[start]
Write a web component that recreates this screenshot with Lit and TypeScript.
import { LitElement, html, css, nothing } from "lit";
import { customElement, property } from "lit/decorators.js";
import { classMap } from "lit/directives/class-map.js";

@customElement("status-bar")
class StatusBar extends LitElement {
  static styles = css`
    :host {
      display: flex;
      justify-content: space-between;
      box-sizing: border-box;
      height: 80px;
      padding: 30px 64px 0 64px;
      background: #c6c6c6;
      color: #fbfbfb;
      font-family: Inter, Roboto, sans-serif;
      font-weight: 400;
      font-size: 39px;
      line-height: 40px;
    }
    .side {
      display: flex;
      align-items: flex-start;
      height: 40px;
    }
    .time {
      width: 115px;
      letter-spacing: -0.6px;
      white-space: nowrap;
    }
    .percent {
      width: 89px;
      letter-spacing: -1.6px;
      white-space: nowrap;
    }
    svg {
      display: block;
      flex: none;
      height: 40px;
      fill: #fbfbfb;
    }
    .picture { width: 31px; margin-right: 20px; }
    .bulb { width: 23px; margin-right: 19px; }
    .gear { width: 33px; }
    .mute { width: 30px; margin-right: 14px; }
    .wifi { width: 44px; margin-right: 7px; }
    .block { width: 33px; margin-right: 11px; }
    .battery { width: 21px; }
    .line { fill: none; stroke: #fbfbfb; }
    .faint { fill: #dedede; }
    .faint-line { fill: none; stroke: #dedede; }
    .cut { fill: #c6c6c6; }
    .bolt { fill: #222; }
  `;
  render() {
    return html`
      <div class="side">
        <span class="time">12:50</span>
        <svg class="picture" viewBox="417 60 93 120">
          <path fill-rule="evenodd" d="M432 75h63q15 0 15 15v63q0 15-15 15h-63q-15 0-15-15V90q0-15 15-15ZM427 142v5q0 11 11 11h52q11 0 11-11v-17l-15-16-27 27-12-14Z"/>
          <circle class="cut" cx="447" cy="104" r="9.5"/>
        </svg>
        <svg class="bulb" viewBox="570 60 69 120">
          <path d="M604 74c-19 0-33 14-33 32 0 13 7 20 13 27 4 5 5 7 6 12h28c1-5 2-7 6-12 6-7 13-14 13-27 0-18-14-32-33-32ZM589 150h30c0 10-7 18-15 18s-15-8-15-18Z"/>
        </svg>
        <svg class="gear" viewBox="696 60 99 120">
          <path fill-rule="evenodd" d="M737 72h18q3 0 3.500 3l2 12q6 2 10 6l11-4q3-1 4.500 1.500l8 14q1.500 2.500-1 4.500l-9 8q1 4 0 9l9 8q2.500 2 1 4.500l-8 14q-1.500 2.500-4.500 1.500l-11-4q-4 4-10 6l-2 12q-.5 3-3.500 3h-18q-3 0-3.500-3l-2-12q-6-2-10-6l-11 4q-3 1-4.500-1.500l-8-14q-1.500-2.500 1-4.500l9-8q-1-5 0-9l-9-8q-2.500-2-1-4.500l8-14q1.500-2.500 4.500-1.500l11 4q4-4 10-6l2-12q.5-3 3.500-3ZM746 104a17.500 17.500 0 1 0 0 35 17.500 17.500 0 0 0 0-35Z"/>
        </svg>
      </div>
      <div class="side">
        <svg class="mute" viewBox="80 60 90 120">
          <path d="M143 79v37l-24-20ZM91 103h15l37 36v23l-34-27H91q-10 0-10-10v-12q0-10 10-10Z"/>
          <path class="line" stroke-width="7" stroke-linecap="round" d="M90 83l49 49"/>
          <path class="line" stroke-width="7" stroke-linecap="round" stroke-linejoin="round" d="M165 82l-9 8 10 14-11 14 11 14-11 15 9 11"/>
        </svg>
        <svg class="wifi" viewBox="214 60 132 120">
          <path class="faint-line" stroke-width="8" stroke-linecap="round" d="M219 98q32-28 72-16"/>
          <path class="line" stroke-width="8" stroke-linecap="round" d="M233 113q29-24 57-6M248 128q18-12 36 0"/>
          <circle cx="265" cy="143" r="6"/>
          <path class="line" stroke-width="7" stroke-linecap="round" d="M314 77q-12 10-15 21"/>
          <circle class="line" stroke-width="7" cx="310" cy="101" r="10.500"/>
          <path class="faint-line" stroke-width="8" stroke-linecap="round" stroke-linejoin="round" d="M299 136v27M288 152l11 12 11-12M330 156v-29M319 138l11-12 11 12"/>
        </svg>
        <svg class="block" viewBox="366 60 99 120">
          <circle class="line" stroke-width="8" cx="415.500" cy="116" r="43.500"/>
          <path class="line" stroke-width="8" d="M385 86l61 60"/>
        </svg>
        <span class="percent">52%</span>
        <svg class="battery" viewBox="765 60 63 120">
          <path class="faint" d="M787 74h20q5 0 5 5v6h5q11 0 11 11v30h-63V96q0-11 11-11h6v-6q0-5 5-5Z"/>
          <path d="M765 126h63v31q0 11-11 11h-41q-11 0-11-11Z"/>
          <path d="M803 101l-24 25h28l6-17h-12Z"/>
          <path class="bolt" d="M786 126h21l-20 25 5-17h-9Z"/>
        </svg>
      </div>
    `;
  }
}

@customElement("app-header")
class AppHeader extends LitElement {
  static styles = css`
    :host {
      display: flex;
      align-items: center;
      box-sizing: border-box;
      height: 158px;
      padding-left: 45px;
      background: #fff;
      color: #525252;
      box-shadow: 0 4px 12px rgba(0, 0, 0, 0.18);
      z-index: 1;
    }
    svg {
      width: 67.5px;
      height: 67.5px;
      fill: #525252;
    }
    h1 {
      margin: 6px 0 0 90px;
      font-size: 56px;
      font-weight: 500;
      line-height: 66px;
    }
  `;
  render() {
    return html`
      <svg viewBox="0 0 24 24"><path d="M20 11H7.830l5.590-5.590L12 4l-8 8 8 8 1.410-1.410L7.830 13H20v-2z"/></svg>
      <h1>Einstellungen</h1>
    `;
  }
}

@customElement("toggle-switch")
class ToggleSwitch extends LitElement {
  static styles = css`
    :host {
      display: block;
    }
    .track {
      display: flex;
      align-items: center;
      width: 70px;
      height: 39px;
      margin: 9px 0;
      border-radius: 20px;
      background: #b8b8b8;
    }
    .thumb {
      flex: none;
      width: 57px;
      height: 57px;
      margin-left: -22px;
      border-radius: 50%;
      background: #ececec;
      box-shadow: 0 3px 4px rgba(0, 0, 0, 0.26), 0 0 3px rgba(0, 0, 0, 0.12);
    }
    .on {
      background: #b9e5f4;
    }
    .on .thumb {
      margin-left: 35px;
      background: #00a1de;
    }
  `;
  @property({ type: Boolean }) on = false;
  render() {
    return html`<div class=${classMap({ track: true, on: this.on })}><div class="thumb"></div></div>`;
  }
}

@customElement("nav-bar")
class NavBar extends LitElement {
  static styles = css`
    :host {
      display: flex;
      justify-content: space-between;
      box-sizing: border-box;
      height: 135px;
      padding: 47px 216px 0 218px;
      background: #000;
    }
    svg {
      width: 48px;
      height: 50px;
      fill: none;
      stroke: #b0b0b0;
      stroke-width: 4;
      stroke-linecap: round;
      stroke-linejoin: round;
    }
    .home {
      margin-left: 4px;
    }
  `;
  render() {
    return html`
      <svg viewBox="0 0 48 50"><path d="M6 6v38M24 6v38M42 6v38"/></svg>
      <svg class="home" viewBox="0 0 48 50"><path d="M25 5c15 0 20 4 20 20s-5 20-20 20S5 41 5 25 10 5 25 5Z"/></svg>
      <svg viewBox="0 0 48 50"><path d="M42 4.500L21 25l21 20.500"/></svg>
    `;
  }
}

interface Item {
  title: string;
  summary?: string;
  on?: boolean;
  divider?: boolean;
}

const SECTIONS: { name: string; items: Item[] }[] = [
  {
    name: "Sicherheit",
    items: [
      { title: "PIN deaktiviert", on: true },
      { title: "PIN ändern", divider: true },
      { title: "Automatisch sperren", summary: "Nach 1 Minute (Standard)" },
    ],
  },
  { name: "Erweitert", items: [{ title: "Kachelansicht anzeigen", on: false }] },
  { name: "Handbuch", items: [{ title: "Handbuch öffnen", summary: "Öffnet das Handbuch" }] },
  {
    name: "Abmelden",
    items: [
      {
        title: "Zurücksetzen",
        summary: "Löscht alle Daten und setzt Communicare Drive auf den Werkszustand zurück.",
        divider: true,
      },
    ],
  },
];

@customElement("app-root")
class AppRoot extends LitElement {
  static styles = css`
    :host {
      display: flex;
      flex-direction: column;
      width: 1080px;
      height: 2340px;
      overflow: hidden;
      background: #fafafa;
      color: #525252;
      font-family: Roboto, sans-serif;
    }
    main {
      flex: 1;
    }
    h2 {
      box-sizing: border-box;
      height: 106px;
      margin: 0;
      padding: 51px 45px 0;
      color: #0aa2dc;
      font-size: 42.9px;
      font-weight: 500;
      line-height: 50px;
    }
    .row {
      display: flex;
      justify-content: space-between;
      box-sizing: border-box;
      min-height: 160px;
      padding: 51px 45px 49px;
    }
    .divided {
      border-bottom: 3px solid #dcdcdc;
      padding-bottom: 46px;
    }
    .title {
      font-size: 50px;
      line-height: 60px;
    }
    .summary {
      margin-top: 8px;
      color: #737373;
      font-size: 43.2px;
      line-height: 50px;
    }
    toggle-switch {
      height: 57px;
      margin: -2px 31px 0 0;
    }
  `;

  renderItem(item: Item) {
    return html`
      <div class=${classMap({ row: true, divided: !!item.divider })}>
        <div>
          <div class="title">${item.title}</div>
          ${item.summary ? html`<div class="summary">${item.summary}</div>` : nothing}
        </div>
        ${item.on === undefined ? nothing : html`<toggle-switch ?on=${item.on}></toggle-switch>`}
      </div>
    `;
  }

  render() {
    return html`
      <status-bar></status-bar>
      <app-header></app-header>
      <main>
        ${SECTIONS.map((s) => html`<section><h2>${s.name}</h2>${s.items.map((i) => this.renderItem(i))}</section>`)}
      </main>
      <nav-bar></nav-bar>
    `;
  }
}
[end]
**WORK INSTRUCTIONS**
Track down all lines above with the string "this" and copy them.

**RESULT BELOW**
Write a web component that recreates this screenshot with Lit and TypeScript.
    return html`<div class=${classMap({ track: true, on: this.on })}><div class="thumb"></div></div>`;
        ${SECTIONS.map((s) => html`<section><h2>${s.name}</h2>${s.items.map((i) => this.renderItem(i))}</section>`)}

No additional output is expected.